Are we enlightened yet?

https://www.theguardian.com/books/2013/aug/09/dark-side-enlightenment-fleming-review

Extract

“The aim of Kant’s “critical” philosophy was to restrain the pretensions of philosophers to lay claim to knowledge of items – the soul, freedom and God – which lie beyond the spatial and temporal limits of human experience. But this wasn’t just a matter of upbraiding his predecessors – Leibniz and Spinoza principal among them – for their hubris. On the contrary, Kant also recognised that the tendency of human reason to overreach itself is ineluctable. “Metaphysics” isn’t just a regrettable episode in the history of philosophy; it is a “natural” disposition that can’t be eradicated.

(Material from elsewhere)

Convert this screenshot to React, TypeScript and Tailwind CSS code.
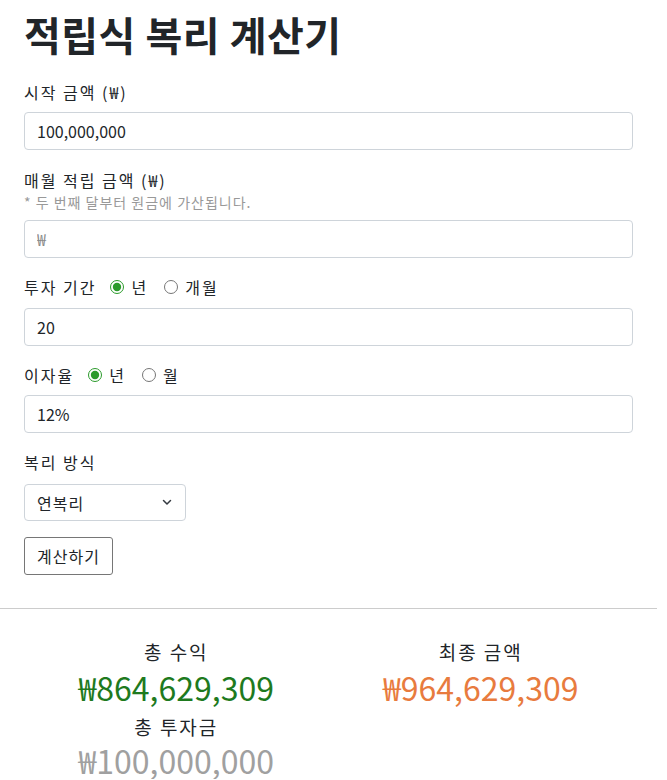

Fleming is interested in those who, during the Enlightenment assault on the claims of revealed religion and traditional metaphysics, were “unable to dispense altogether with ‘transcendence'”. All of which raises a number of rather profound questions – about the methodology of historical periodisation, particularly whether the Enlightenment marks a decisive and easily identifiable break with what preceded it, and the extent to which claims about an enduring appetite for transcendental experience are merely historical or in fact refer to certain permanent features of human nature. However, Fleming doesn’t seem especially interested in attempting to answer them. His approach, breezy and charmingly belletristic, is unabashedly impressionistic.”